Phase‐Modulated Multidimensional Perovskites for High‐Sensitivity Self‐Powered UV Photodetectors

2D Ruddlesden‐Popper perovskites (PVKs) have recently shown overwhelming potential in various optoelectronic devices on account of enhanced stability to their 3D counterparts. So far, regulating the phase distribution and orientation of 2D perovskite thin films remains challenging to achieve efficient charge transport. This work elucidates the balance struck between sufficient gradient sedimentation of perovskite colloids and less formation of small‐n phases, which results in the layered alignment of phase compositions and thus in enhanced photoresponse. The solvent engineering strategy, together with the introduction of poly(3,4‐ethylene‐dioxythiophene):polystyrene sulfonate (PEDOT:PSS) and PC71BM layer jointly contribute to outstanding self‐powered performance of indium tin oxide/PEDOT:PSS/PVK/PC71BM/Ag device, with a photocurrent of 18.4 µA and an on/off ratio up to 2800. The as‐fabricated photodetector exhibits high sensitivity characteristics with the peak responsivity of 0.22 A W−1 and the detectivity up to 1.3 × 1012 Jones detected at UV‐A region, outperforming most reported perovskite‐based UV photodetectors and maintaining high stability over a wide spectrum ranging from UV to visible region.
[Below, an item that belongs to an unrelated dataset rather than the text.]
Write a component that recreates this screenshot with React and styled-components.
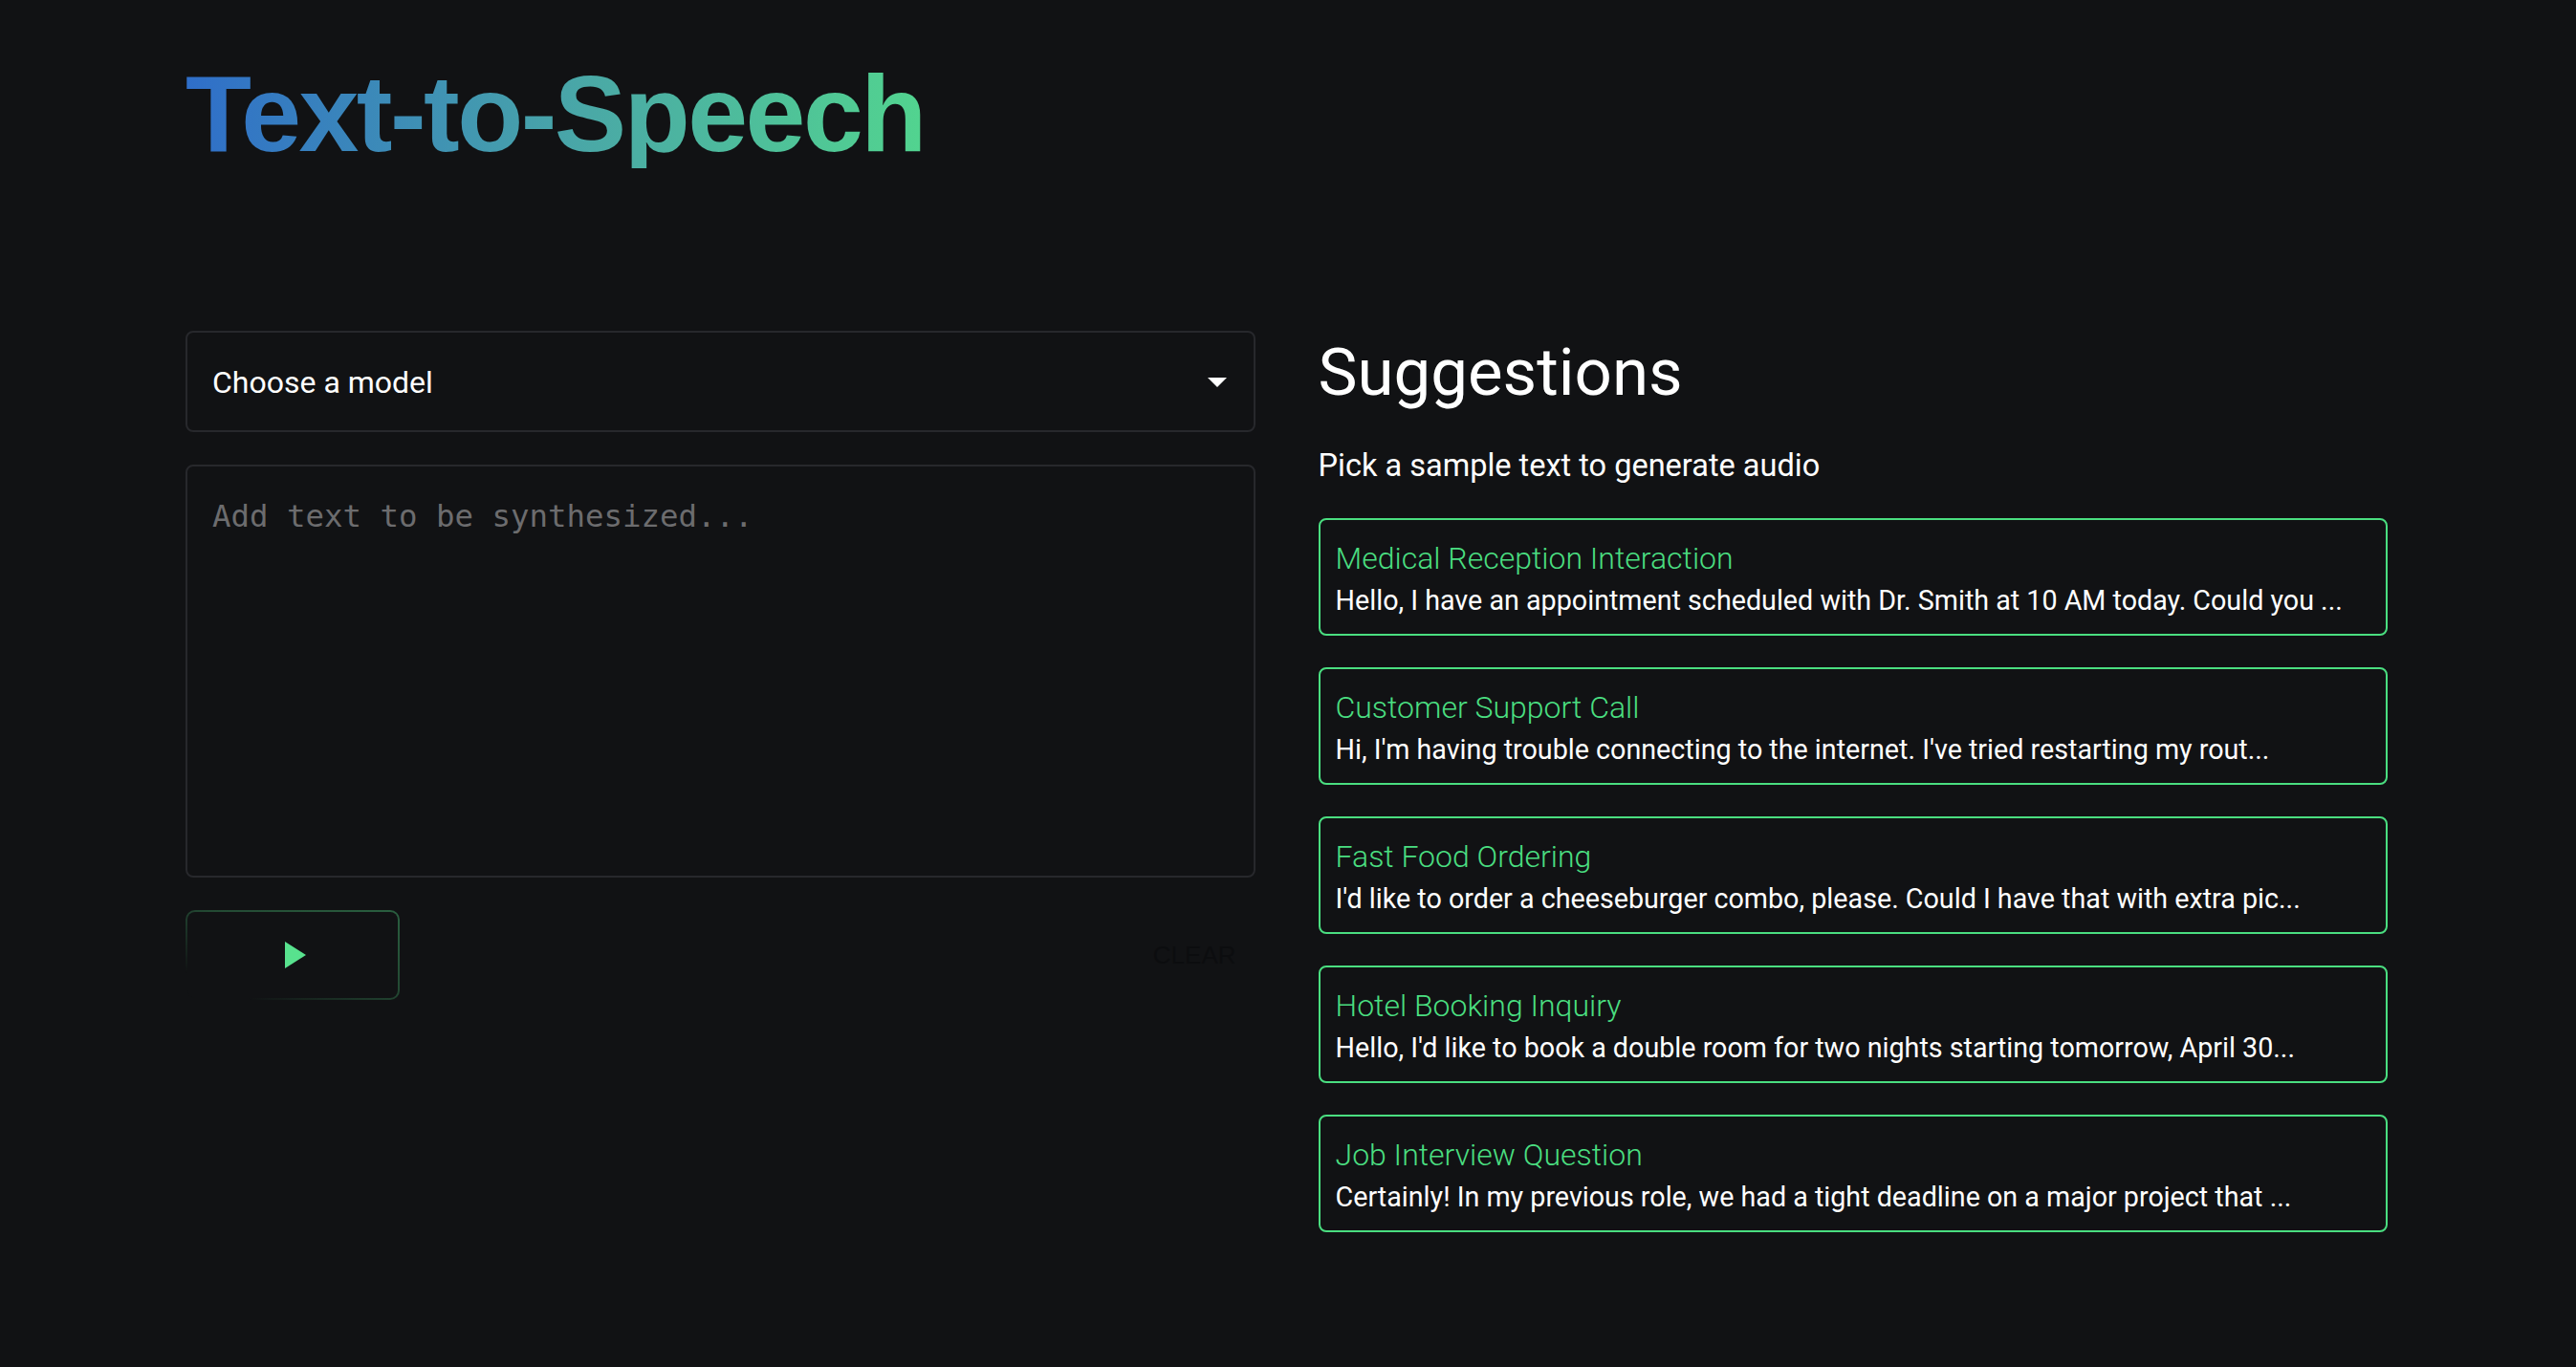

This discovery supplies deep insights into the control of ordered phases and crystallinity in quasi‐2D perovskite films for high‐performance optoelectronic devices. Quasi‐2D Ruddlesden‐Popper perovskite thin films PEA2MA3Pb4I13 with uniform crystalline morphology and gradient phase distribution are successfully prepared via dimethylsulfoxide content modulation, which gives rise to the enhancement of photoresponse under zero bias voltage. The solvent engineering strategy, together with the introduction of poly(3,4‐ethylene‐dioxythiophene):polystyrene sulfonate (PEDOT:PSS) and PC71BM layer jointly contribute to outstanding optoelectronic performance of ITO/PEDOT:PSS/perovskites/PC71BM/Ag device with high sensitivity.